Ninth Circuit Clarifies Employers’ Obligation to Accommodate Religious Objections to Vaccines 

The recent hantavirus outbreak linked to an international cruise ship has once again put infectious disease risk, and mandates aimed at mitigating that risk, in the public spotlight. While health officials emphasize that the risk to the general public remains extremely low, the outbreak has triggered a familiar legal question:  how far must an employer go to accommodate workers’ religious beliefs and practices with respect to public health measures?  

The Ninth Circuit recently addressed that question in Williams v. Legacy Health.   

In Williams, a group of healthcare employees sought religious exemptions from their employer’s mandatory COVID-19 vaccination policy. Their positions required close, regular contact with patients and staff, and the employer denied their requests. The employees were placed on leave and ultimately terminated. They sued under Title VII, arguing that the employer failed to accommodate their religious beliefs.  

The Ninth Circuit disagreed, providing the first significant guidance about employers’ duty to provide religious accommodations since the Supreme Court in Groff v. DeJoy ruled that an employer must accommodate an employee’s religious practice except when that accommodation would cause an undue hardship – that is, a burden, cost or adversity that is excessive or unjustifiable.  Stated differently to comply with federal law, an employer denying a religious accommodation must show that the burden of granting an accommodation would result in “substantial increased costs in relation to the conduct of its particular business.” 

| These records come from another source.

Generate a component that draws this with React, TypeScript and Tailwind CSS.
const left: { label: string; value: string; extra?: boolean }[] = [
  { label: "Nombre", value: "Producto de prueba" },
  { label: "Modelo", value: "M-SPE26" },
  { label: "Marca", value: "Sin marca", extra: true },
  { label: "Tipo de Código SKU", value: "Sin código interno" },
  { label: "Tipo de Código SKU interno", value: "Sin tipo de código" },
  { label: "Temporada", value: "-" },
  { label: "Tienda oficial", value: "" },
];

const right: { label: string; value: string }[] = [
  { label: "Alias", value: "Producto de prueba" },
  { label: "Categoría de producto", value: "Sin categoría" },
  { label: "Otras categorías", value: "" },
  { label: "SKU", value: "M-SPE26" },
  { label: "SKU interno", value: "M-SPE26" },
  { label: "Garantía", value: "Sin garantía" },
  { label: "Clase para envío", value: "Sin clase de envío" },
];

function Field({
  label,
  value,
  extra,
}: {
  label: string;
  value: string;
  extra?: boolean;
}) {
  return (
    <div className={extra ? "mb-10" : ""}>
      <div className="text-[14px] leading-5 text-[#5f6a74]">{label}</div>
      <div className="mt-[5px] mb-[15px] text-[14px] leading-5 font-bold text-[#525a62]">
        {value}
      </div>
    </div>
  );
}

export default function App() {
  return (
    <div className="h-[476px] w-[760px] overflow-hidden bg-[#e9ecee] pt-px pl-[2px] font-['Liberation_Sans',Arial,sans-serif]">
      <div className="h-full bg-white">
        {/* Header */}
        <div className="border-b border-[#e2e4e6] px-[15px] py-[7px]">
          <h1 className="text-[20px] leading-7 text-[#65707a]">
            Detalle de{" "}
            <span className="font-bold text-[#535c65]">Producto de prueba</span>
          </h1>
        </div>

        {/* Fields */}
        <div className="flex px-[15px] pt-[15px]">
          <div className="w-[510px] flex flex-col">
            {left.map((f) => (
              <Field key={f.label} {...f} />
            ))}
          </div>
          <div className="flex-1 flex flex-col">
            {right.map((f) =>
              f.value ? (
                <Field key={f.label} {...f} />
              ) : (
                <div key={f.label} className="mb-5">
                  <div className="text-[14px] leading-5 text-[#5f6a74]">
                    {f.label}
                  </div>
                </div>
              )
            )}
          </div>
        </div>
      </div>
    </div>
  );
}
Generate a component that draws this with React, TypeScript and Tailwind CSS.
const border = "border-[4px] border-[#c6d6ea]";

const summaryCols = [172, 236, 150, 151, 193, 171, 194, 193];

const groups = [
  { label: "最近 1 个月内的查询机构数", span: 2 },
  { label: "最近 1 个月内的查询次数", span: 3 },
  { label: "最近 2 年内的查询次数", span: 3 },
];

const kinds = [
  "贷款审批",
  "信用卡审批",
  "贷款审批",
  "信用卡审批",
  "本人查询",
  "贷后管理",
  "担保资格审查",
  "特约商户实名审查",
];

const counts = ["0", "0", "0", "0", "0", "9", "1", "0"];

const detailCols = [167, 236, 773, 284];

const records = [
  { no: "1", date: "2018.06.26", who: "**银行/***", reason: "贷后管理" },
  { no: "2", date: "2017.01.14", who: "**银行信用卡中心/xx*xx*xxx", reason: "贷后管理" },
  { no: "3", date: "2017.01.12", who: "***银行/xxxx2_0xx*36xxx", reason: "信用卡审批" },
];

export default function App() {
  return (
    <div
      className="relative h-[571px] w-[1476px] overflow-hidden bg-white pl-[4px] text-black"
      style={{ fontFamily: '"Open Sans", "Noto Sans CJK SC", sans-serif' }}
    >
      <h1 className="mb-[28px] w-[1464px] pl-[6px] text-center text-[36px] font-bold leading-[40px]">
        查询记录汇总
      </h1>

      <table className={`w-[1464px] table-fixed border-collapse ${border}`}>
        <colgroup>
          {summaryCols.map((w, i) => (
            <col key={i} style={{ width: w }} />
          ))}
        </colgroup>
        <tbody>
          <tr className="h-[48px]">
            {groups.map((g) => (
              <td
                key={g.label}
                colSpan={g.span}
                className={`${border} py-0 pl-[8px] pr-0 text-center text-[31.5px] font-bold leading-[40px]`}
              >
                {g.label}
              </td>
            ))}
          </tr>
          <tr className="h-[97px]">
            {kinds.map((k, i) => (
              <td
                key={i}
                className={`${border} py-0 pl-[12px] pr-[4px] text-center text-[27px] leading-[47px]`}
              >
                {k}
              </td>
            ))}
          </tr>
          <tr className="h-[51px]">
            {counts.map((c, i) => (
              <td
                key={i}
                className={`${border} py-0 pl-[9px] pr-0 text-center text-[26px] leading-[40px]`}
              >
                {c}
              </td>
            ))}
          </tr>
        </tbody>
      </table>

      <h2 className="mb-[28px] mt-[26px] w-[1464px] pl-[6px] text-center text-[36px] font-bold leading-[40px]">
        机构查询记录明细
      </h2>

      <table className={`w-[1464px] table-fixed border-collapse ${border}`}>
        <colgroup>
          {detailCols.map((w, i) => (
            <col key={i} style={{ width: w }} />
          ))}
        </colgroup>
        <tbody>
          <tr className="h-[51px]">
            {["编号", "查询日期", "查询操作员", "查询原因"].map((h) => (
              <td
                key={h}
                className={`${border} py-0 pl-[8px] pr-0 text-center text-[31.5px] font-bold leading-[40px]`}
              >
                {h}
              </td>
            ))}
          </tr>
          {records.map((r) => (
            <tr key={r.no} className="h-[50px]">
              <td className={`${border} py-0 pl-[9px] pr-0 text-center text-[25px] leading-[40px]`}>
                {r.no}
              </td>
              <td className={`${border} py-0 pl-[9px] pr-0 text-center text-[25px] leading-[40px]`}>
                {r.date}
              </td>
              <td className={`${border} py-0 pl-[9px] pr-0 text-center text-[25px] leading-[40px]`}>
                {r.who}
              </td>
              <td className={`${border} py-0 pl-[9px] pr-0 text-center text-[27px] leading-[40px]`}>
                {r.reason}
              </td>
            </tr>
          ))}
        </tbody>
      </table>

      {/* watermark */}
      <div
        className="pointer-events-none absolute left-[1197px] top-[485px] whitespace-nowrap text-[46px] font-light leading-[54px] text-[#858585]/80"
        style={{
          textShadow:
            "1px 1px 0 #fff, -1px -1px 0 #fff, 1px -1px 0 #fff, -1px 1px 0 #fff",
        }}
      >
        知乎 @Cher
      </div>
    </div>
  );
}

Applying the ruling in Groff, the Ninth Circuit emphasized that the costs to be considered are not limited to financial costs but also can include operational burdens and health-and-safety concerns.  The court further explained that what constitutes an “undue” burden must be determined in the context of the particular employer at issue.  In the healthcare setting at issue in Williams, the significant risks that unvaccinated employees would become ill, causing staffing shortages, and that those employees would infect other staff and patients threatened a substantial burden on the employer’s business of providing health care services.  Finally, the court noted that harm from a possible accommodation need not have occurred to provide a basis for an employer to refuse the accommodation, as long as the risk of undue hardship is “realistic and not merely conceivable or hypothetical.” 

Employers faced with a request for a religious accommodation should carefully consider the costs that could be created by the requested accommodation in relation to their specific business and workplace.  The analysis should also focus both on the likelihood and the extent of the potential harm that would occur or that could realistically occur.